To implement this step, research and development investment is indispensable. In the first quarter of this year, Geely's research and development expenses increased by 24.5% year-on-year to RMB 3.328 billion, primarily used for core technologies such as intelligent assisted driving and three-electric technology.

Regarding Geely's exports, they are indeed a current shortcoming for the company. Gui Shengyue, Executive President of the company, also stated during this earnings release that although Geely's total exports have not declined, there has been no strong growth due to the company's slow response to overseas markets and insufficient resource investment.

Data shows that exports in the first quarter amounted to nearly 90,000 vehicles, ranking fifth in vehicle exports, but with only a 2% increase, the growth rate lags behind the industry, reflecting the challenges of overseas market layout.

Conclusion

Geely's quarterly report data affirms that the company possesses impressive profitability amidst fierce competition.
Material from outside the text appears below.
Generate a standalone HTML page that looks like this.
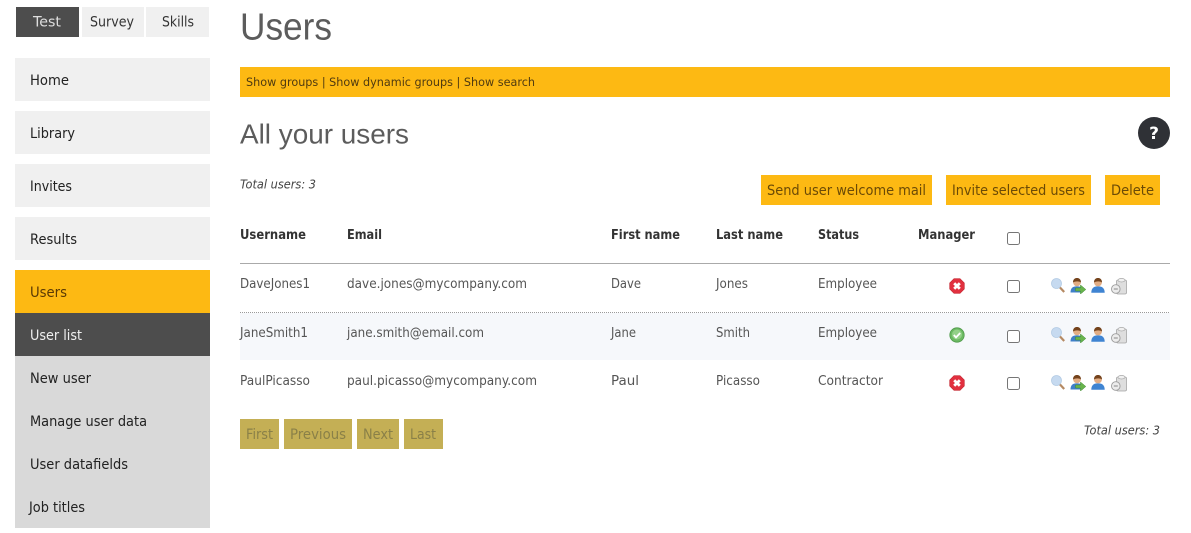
<!DOCTYPE html>
<html><head><meta charset="utf-8"><title>Users</title>
<style>
html,body{margin:0;padding:0;background:#fff;width:1191px;height:533px;overflow:hidden}
svg{display:block}
text{font-family:"DejaVu Sans","Liberation Sans",sans-serif;font-size:13px;fill:#333}
.n{font-size:14.5px;fill:#222}
.t{font-size:13.5px;fill:#555}
.b{font-weight:bold;font-size:13px;fill:#333}
.l{font-family:"Liberation Sans",sans-serif;fill:#5c5c5c}
.i{font-style:italic;font-size:12.5px;fill:#444}
.y{font-size:14.5px;fill:#6b4a06}
.p{font-size:14.5px;fill:#8a8048}
</style></head><body>
<svg width="1191" height="533" viewBox="0 0 1191 533" xmlns="http://www.w3.org/2000/svg">
<defs>
<symbol id="x" viewBox="0 0 16 16"><path d="M5 .7h6L15.300 5v6L11 15.300H5L.7 11V5z" fill="#e1303f" stroke="#c4242f" stroke-width=".6"/><path d="M5.200 5.200l5.600 5.600M10.800 5.200l-5.600 5.600" stroke="#fff" stroke-width="2.800"/></symbol>
<symbol id="ok" viewBox="0 0 16 16"><circle cx="8" cy="8" r="7.200" fill="#6cba63" stroke="#4f9a4a" stroke-width=".8"/><circle cx="8" cy="7.500" r="5" fill="#93d088"/><path d="M4.800 8l2.200 2.400 4.200-4.400" fill="none" stroke="#fff" stroke-width="1.800"/></symbol>
<symbol id="s" viewBox="0 0 14 15"><circle cx="5.500" cy="5.500" r="5" fill="#c6daf0" stroke="#b3cbe4" stroke-width=".8"/><path d="M9 9.500l4.200 4.500" stroke="#b58a63" stroke-width="2.200"/></symbol>
<symbol id="ua" viewBox="0 0 16 16"><path d="M.5 14.500C.5 10 3 8.300 7 8.300s6 1.700 6 6.200z" fill="#3f7fc9"/><circle cx="7" cy="4.500" r="3.800" fill="#e2ad84"/><path d="M3 4.500C3 .8 5.300 0 7 0s4 .8 4 4.500C9 3 5.500 3 3 4.500z" fill="#74431c"/><path d="M5.500 10h5V7l5.300 4.500L10.500 16v-3h-5z" fill="#68b44c" stroke="#3f8a30" stroke-width=".5"/></symbol>
<symbol id="u" viewBox="0 0 14 15"><path d="M.3 14.800C.3 10 3 8.300 7 8.300s6.700 1.700 6.700 6.500z" fill="#3f84d2"/><circle cx="7" cy="4.500" r="3.900" fill="#e2ad84"/><path d="M3 4.500C3 .8 5.300 0 7 0s4 .8 4 4.500C9 3 5.500 3 3 4.500z" fill="#74431c"/></symbol>
<symbol id="d" viewBox="0 0 16 17"><rect x="5.500" y="2" width="10" height="14" rx="1.500" fill="#dedede" stroke="#a5a5a5" stroke-width=".8"/><ellipse cx="10.500" cy="2.200" rx="3.500" ry="1.800" fill="#f0f0f0" stroke="#aaa" stroke-width=".7"/><circle cx="4.800" cy="11" r="4.300" fill="#ececec" stroke="#9b9b9b" stroke-width=".9"/><path d="M2.800 11h4" stroke="#888"/></symbol>
</defs>

<rect x="16" y="7" width="63" height="30" fill="#4d4d4d"/>
<rect x="82" y="7" width="62" height="30" fill="#f0f0f0"/>
<rect x="146" y="7" width="63" height="30" fill="#f0f0f0"/>
<text x="33" y="26.500" class="n" style="fill:#dedede" textLength="28" lengthAdjust="spacingAndGlyphs">Test</text>
<text x="90" y="26.500" class="n" style="fill:#333" textLength="44" lengthAdjust="spacingAndGlyphs">Survey</text>
<text x="162" y="26.500" class="n" style="fill:#333" textLength="32" lengthAdjust="spacingAndGlyphs">Skills</text>

<rect x="15" y="58" width="195" height="43" fill="#f0f0f0"/>
<rect x="15" y="111" width="195" height="43" fill="#f0f0f0"/>
<rect x="15" y="164" width="195" height="43" fill="#f0f0f0"/>
<rect x="15" y="217" width="195" height="43" fill="#f0f0f0"/>
<rect x="15" y="270" width="195" height="43" fill="#fdb913"/>
<rect x="15" y="313" width="195" height="43" fill="#4d4d4d"/>
<rect x="15" y="356" width="195" height="172" fill="#d9d9d9"/>
<text x="30" y="85" class="n" textLength="39" lengthAdjust="spacingAndGlyphs">Home</text>
<text x="30" y="138" class="n" textLength="45" lengthAdjust="spacingAndGlyphs">Library</text>
<text x="30" y="191" class="n" textLength="42" lengthAdjust="spacingAndGlyphs">Invites</text>
<text x="30" y="244" class="n" textLength="47" lengthAdjust="spacingAndGlyphs">Results</text>
<text x="30" y="297" class="n" style="fill:#5a3a05" textLength="37" lengthAdjust="spacingAndGlyphs">Users</text>
<text x="30" y="340" class="n" style="fill:#eee" textLength="52" lengthAdjust="spacingAndGlyphs">User list</text>
<text x="30" y="383" class="n" textLength="61" lengthAdjust="spacingAndGlyphs">New user</text>
<text x="30" y="426" class="n" textLength="117" lengthAdjust="spacingAndGlyphs">Manage user data</text>
<text x="30" y="469" class="n" textLength="98" lengthAdjust="spacingAndGlyphs">User datafields</text>
<text x="29" y="512" class="n" textLength="56" lengthAdjust="spacingAndGlyphs">Job titles</text>

<text x="240" y="39.500" class="l" style="font-size:38px" textLength="92" lengthAdjust="spacingAndGlyphs">Users</text>
<rect x="240" y="67" width="930" height="30" fill="#fdb913"/>
<text x="246" y="86" style="font-size:11.500px;fill:#4f3a10" textLength="289" lengthAdjust="spacingAndGlyphs">Show groups | Show dynamic groups | Show search</text>
<text x="240" y="143.500" class="l" style="font-size:28px" textLength="169" lengthAdjust="spacingAndGlyphs">All your users</text>
<circle cx="1154" cy="133" r="16" fill="#2f3136"/>
<text x="1154" y="139" text-anchor="middle" style="font-size:17px;font-weight:bold;fill:#fff">?</text>

<text x="240" y="188.500" class="i" textLength="76" lengthAdjust="spacingAndGlyphs">Total users: 3</text>
<rect x="761" y="175" width="171" height="30" fill="#fdb913"/>
<rect x="946" y="175" width="145" height="30" fill="#fdb913"/>
<rect x="1105" y="175" width="55" height="30" fill="#fdb913"/>
<text x="767" y="195" class="y" textLength="159" lengthAdjust="spacingAndGlyphs">Send user welcome mail</text>
<text x="952" y="195" class="y" textLength="133" lengthAdjust="spacingAndGlyphs">Invite selected users</text>
<text x="1111" y="195" class="y" textLength="43" lengthAdjust="spacingAndGlyphs">Delete</text>

<text x="240" y="239" class="b" textLength="66" lengthAdjust="spacingAndGlyphs">Username</text>
<text x="347" y="239" class="b" textLength="35" lengthAdjust="spacingAndGlyphs">Email</text>
<text x="611" y="239" class="b" textLength="69" lengthAdjust="spacingAndGlyphs">First name</text>
<text x="716" y="239" class="b" textLength="67" lengthAdjust="spacingAndGlyphs">Last name</text>
<text x="818" y="239" class="b" textLength="41" lengthAdjust="spacingAndGlyphs">Status</text>
<text x="918" y="239" class="b" textLength="57" lengthAdjust="spacingAndGlyphs">Manager</text>
<rect x="1007.500" y="232.500" width="12" height="12" rx="2" fill="#fff" stroke="#767676"/>

<rect x="240" y="263" width="930" height="1" fill="#aaa"/>
<rect x="240" y="313" width="930" height="47" fill="#f6f8fb"/>
<line x1="240" y1="312.500" x2="1170" y2="312.500" stroke="#999" stroke-dasharray="1 1"/>

<text x="240" y="288" class="t" textLength="70" lengthAdjust="spacingAndGlyphs">DaveJones1</text>
<text x="347" y="288" class="t" textLength="180" lengthAdjust="spacingAndGlyphs">dave.jones@mycompany.com</text>
<text x="611" y="288" class="t" textLength="30" lengthAdjust="spacingAndGlyphs">Dave</text>
<text x="716" y="288" class="t" textLength="32" lengthAdjust="spacingAndGlyphs">Jones</text>
<text x="818" y="288" class="t" textLength="59" lengthAdjust="spacingAndGlyphs">Employee</text>

<text x="240" y="337" class="t" textLength="68" lengthAdjust="spacingAndGlyphs">JaneSmith1</text>
<text x="347" y="337" class="t" textLength="137" lengthAdjust="spacingAndGlyphs">jane.smith@email.com</text>
<text x="611" y="337" class="t" textLength="25" lengthAdjust="spacingAndGlyphs">Jane</text>
<text x="716" y="337" class="t" textLength="34" lengthAdjust="spacingAndGlyphs">Smith</text>
<text x="818" y="337" class="t" textLength="59" lengthAdjust="spacingAndGlyphs">Employee</text>

<text x="240" y="385" class="t" textLength="70" lengthAdjust="spacingAndGlyphs">PaulPicasso</text>
<text x="347" y="385" class="t" textLength="190" lengthAdjust="spacingAndGlyphs">paul.picasso@mycompany.com</text>
<text x="611" y="385" class="t" textLength="28" lengthAdjust="spacingAndGlyphs">Paul</text>
<text x="716" y="385" class="t" textLength="44" lengthAdjust="spacingAndGlyphs">Picasso</text>
<text x="818" y="385" class="t" textLength="65" lengthAdjust="spacingAndGlyphs">Contractor</text>

<use href="#x" x="949" y="278" width="16" height="16"/>
<use href="#ok" x="949" y="327" width="16" height="16"/>
<use href="#x" x="949" y="375" width="16" height="16"/>

<rect x="1007.500" y="280.500" width="12" height="12" rx="2" fill="#fff" stroke="#767676"/>
<rect x="1007.500" y="330.500" width="12" height="12" rx="2" fill="#fff" stroke="#767676"/>
<rect x="1007.500" y="377.500" width="12" height="12" rx="2" fill="#fff" stroke="#767676"/>

<use href="#s" x="1051" y="278" width="14" height="15"/><use href="#ua" x="1070" y="278" width="16" height="16"/><use href="#u" x="1091" y="278" width="14" height="15"/><use href="#d" x="1111" y="278" width="16" height="17"/>
<use href="#s" x="1051" y="327" width="14" height="15"/><use href="#ua" x="1070" y="327" width="16" height="16"/><use href="#u" x="1091" y="327" width="14" height="15"/><use href="#d" x="1111" y="327" width="16" height="17"/>
<use href="#s" x="1051" y="375" width="14" height="15"/><use href="#ua" x="1070" y="375" width="16" height="16"/><use href="#u" x="1091" y="375" width="14" height="15"/><use href="#d" x="1111" y="375" width="16" height="17"/>

<rect x="240" y="419" width="39" height="30" fill="#c4af55"/>
<rect x="284" y="419" width="68" height="30" fill="#c4af55"/>
<rect x="357" y="419" width="42" height="30" fill="#c4af55"/>
<rect x="404" y="419" width="39" height="30" fill="#c4af55"/>
<text x="246" y="439" class="p" textLength="27" lengthAdjust="spacingAndGlyphs">First</text>
<text x="290" y="439" class="p" textLength="56" lengthAdjust="spacingAndGlyphs">Previous</text>
<text x="363" y="439" class="p" textLength="30" lengthAdjust="spacingAndGlyphs">Next</text>
<text x="410" y="439" class="p" textLength="26" lengthAdjust="spacingAndGlyphs">Last</text>
<text x="1084" y="434.500" class="i" textLength="76" lengthAdjust="spacingAndGlyphs">Total users: 3</text>
</svg>
</body></html>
Essentially, this is also a victory of the company's "strategic perseverance + execution."

However, in the face of increasingly fierce competition, the company's fault tolerance space has become increasingly narrow, especially after traditional independent automakers have achieved transformational success.

In the "second half of intelligence," Geely Auto needs to find a new balance between technological leadership, global operational capabilities, and profit quality. If it can continue to fulfill its technology commercialization and globalization goals, it is not impossible for Geely to compete for the top 2 position among independent automakers.